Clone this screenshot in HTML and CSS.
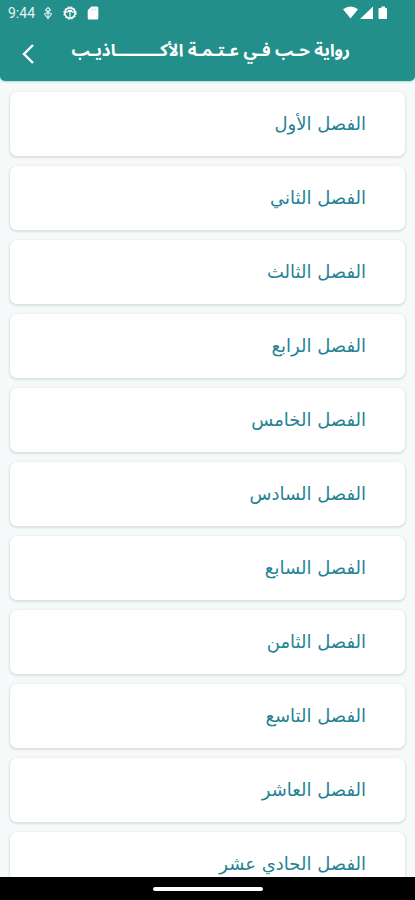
FILE: index.html
```html
<!DOCTYPE html>
<html lang="ar" dir="rtl">
<head>
<meta charset="utf-8">
<meta name="viewport" content="width=device-width, initial-scale=1">
<title>رواية حب في عتمة الأكاذيب</title>
<link rel="stylesheet" href="styles.css">
</head>
<body>
<div class="app">
  <header class="header">
    <div class="status" dir="ltr">
      <span class="time">9:44</span>
      <svg class="status-icon small" viewBox="0 0 10 14" aria-hidden="true"><path d="M5 1.500 7.500 4 5 6.500 2.500 4ZM1.500 8 5 6.500 8.500 8 5 12.500ZM5 4v8" fill="none" stroke="#d5ecea" stroke-width="1.2"/></svg>
      <svg class="status-icon" viewBox="0 0 14 14" aria-hidden="true"><circle cx="7" cy="7" r="5.2" fill="none" stroke="#fff" stroke-width="1.7"/><circle cx="7" cy="7" r="6.3" fill="none" stroke="#fff" stroke-width="1" stroke-dasharray="1.6 1.7"/><path d="M3 6.4 7 5l4 1.4M7 5v6M5 4.300h4" fill="none" stroke="#fff" stroke-width="1.200"/></svg>
      <svg class="status-icon card-icon" viewBox="0 0 12 14" aria-hidden="true"><path d="M4.500.5H10a1.300 1.300 0 0 1 1.300 1.300v10.400a1.300 1.300 0 0 1-1.300 1.300H2a1.300 1.300 0 0 1-1.300-1.300V4.300Z" fill="#fff"/><path d="M4.800 2.500v2M6.800 2.500v2M8.800 2.500v2" stroke="#9fd0cc" stroke-width=".8"/></svg>
      <span class="spacer"></span>
      <svg class="radio-icons" viewBox="0 0 46 14" aria-hidden="true"><path d="M0 3.200Q7.500-2.400 15 3.200L7.500 12.500ZM30 .5V13H17ZM36.500 2h2V.5h3.500V2h1q1 0 1 1v9q0 1-1 1h-6.500q-1 0-1-1V3q0-1 1-1Z" fill="#fff"/></svg>
    </div>
    <div class="bar">
      <h1 class="title">رواية حـب فـي عـتـمـة الأكـــــــــاذيـب</h1>
      <button class="back" type="button" aria-label="رجوع"><svg viewBox="0 0 14 22" aria-hidden="true"><path d="M12 2 3 11l9 9" fill="none" stroke="#fff" stroke-width="2.400"/></svg></button>
    </div>
  </header>
  <main class="content">
    <ul class="chapters">
      <li><a class="chapter" href="#1">الفصل الأول</a></li>
      <li><a class="chapter" href="#2">الفصل الثاني</a></li>
      <li><a class="chapter" href="#3">الفصل الثالث</a></li>
      <li><a class="chapter" href="#4">الفصل الرابع</a></li>
      <li><a class="chapter" href="#5">الفصل الخامس</a></li>
      <li><a class="chapter" href="#6">الفصل السادس</a></li>
      <li><a class="chapter" href="#7">الفصل السابع</a></li>
      <li><a class="chapter" href="#8">الفصل الثامن</a></li>
      <li><a class="chapter" href="#9">الفصل التاسع</a></li>
      <li><a class="chapter" href="#10">الفصل العاشر</a></li>
      <li><a class="chapter" href="#11">الفصل الحادي عشر</a></li>
    </ul>
  </main>
  <footer class="nav"><span class="handle"></span></footer>
</div>
</body>
</html>
```
FILE: styles.css
```css
* { box-sizing: border-box; }
body {
  margin: 0;
  background: #f5f9fa;
  font-family: "DejaVu Sans", sans-serif;
}
.app {
  display: flex;
  flex-direction: column;
  height: 100vh;
}
.header {
  flex: none;
  background: #228f8b;
  border-radius: 0 0 5px 5px;
  box-shadow: 0 1px 2px #b9d5d5;
}
.status {
  display: flex;
  align-items: center;
  height: 26px;
  padding: 0 26px 0 8px;
}
.time {
  color: #e4f3f2;
  font: 14px/26px Roboto, sans-serif;
}
.status-icon { width: 14px; height: 14px; margin-left: 10px; }
.status-icon.small { width: 10px; margin-left: 8px; }
.status-icon.card-icon { width: 12px; }
.spacer { flex: 1; }
.radio-icons { width: 46px; height: 14px; }
.bar {
  display: flex;
  align-items: center;
  justify-content: space-between;
  height: 55px;
  padding: 0 65px 0 21px;
}
.title {
  margin: 0;
  padding-bottom: 6px;
  color: #fff;
  font-family: "Noto Sans Arabic", sans-serif;
  font-size: 17px;
  line-height: 32px;
  white-space: nowrap;
}
.back {
  display: flex;
  padding: 0;
  border: 0;
  background: none;
}
.back svg { width: 14px; height: 22px; }
.content {
  flex: 1;
  min-height: 0;
  overflow: hidden;
  padding: 11px 10px 0;
}
.chapters {
  display: flex;
  flex-direction: column;
  gap: 10px;
  margin: 0;
  padding: 0;
  list-style: none;
}
.chapter {
  display: block;
  height: 64px;
  padding: 16px 39px;
  border-radius: 7px;
  background: #fff;
  box-shadow: 0 1px 2px 1px #dce1e2;
  color: #1f8394;
  font-size: 18px;
  line-height: 32px;
  text-decoration: none;
}
.nav {
  display: flex;
  flex: none;
  align-items: center;
  justify-content: center;
  height: 23px;
  background: #000;
}
.handle {
  width: 110px;
  height: 4px;
  border-radius: 2px;
  background: #fff;
}
```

Work to be completed -
Omit pictures; set down the rest of the material word for word.

Complete output -
Clone this screenshot in HTML and CSS.
FILE: index.html
```html
<!DOCTYPE html>
<html lang="ar" dir="rtl">
<head>
<meta charset="utf-8">
<meta name="viewport" content="width=device-width, initial-scale=1">
<title>رواية حب في عتمة الأكاذيب</title>
<link rel="stylesheet" href="styles.css">
</head>
<body>
<div class="app">
  <header class="header">
    <div class="status" dir="ltr">
      <span class="time">9:44</span>
      <svg class="status-icon small" viewBox="0 0 10 14" aria-hidden="true"><path d="M5 1.500 7.500 4 5 6.500 2.500 4ZM1.500 8 5 6.500 8.500 8 5 12.500ZM5 4v8" fill="none" stroke="#d5ecea" stroke-width="1.2"/></svg>
      <svg class="status-icon" viewBox="0 0 14 14" aria-hidden="true"><circle cx="7" cy="7" r="5.2" fill="none" stroke="#fff" stroke-width="1.7"/><circle cx="7" cy="7" r="6.3" fill="none" stroke="#fff" stroke-width="1" stroke-dasharray="1.6 1.7"/><path d="M3 6.4 7 5l4 1.4M7 5v6M5 4.300h4" fill="none" stroke="#fff" stroke-width="1.200"/></svg>
      <svg class="status-icon card-icon" viewBox="0 0 12 14" aria-hidden="true"><path d="M4.500.5H10a1.300 1.300 0 0 1 1.300 1.300v10.400a1.300 1.300 0 0 1-1.300 1.300H2a1.300 1.300 0 0 1-1.300-1.300V4.300Z" fill="#fff"/><path d="M4.800 2.500v2M6.800 2.500v2M8.800 2.500v2" stroke="#9fd0cc" stroke-width=".8"/></svg>
      <span class="spacer"></span>
      <svg class="radio-icons" viewBox="0 0 46 14" aria-hidden="true"><path d="M0 3.200Q7.500-2.400 15 3.200L7.500 12.500ZM30 .5V13H17ZM36.500 2h2V.5h3.500V2h1q1 0 1 1v9q0 1-1 1h-6.500q-1 0-1-1V3q0-1 1-1Z" fill="#fff"/></svg>
    </div>
    <div class="bar">
      <h1 class="title">رواية حـب فـي عـتـمـة الأكـــــــــاذيـب</h1>
      <button class="back" type="button" aria-label="رجوع"><svg viewBox="0 0 14 22" aria-hidden="true"><path d="M12 2 3 11l9 9" fill="none" stroke="#fff" stroke-width="2.400"/></svg></button>
    </div>
  </header>
  <main class="content">
    <ul class="chapters">
      <li><a class="chapter" href="#1">الفصل الأول</a></li>
      <li><a class="chapter" href="#2">الفصل الثاني</a></li>
      <li><a class="chapter" href="#3">الفصل الثالث</a></li>
      <li><a class="chapter" href="#4">الفصل الرابع</a></li>
      <li><a class="chapter" href="#5">الفصل الخامس</a></li>
      <li><a class="chapter" href="#6">الفصل السادس</a></li>
      <li><a class="chapter" href="#7">الفصل السابع</a></li>
      <li><a class="chapter" href="#8">الفصل الثامن</a></li>
      <li><a class="chapter" href="#9">الفصل التاسع</a></li>
      <li><a class="chapter" href="#10">الفصل العاشر</a></li>
      <li><a class="chapter" href="#11">الفصل الحادي عشر</a></li>
    </ul>
  </main>
  <footer class="nav"><span class="handle"></span></footer>
</div>
</body>
</html>
```
FILE: styles.css
```css
* { box-sizing: border-box; }
body {
  margin: 0;
  background: #f5f9fa;
  font-family: "DejaVu Sans", sans-serif;
}
.app {
  display: flex;
  flex-direction: column;
  height: 100vh;
}
.header {
  flex: none;
  background: #228f8b;
  border-radius: 0 0 5px 5px;
  box-shadow: 0 1px 2px #b9d5d5;
}
.status {
  display: flex;
  align-items: center;
  height: 26px;
  padding: 0 26px 0 8px;
}
.time {
  color: #e4f3f2;
  font: 14px/26px Roboto, sans-serif;
}
.status-icon { width: 14px; height: 14px; margin-left: 10px; }
.status-icon.small { width: 10px; margin-left: 8px; }
.status-icon.card-icon { width: 12px; }
.spacer { flex: 1; }
.radio-icons { width: 46px; height: 14px; }
.bar {
  display: flex;
  align-items: center;
  justify-content: space-between;
  height: 55px;
  padding: 0 65px 0 21px;
}
.title {
  margin: 0;
  padding-bottom: 6px;
  color: #fff;
  font-family: "Noto Sans Arabic", sans-serif;
  font-size: 17px;
  line-height: 32px;
  white-space: nowrap;
}
.back {
  display: flex;
  padding: 0;
  border: 0;
  background: none;
}
.back svg { width: 14px; height: 22px; }
.content {
  flex: 1;
  min-height: 0;
  overflow: hidden;
  padding: 11px 10px 0;
}
.chapters {
  display: flex;
  flex-direction: column;
  gap: 10px;
  margin: 0;
  padding: 0;
  list-style: none;
}
.chapter {
  display: block;
  height: 64px;
  padding: 16px 39px;
  border-radius: 7px;
  background: #fff;
  box-shadow: 0 1px 2px 1px #dce1e2;
  color: #1f8394;
  font-size: 18px;
  line-height: 32px;
  text-decoration: none;
}
.nav {
  display: flex;
  flex: none;
  align-items: center;
  justify-content: center;
  height: 23px;
  background: #000;
}
.handle {
  width: 110px;
  height: 4px;
  border-radius: 2px;
  background: #fff;
}
```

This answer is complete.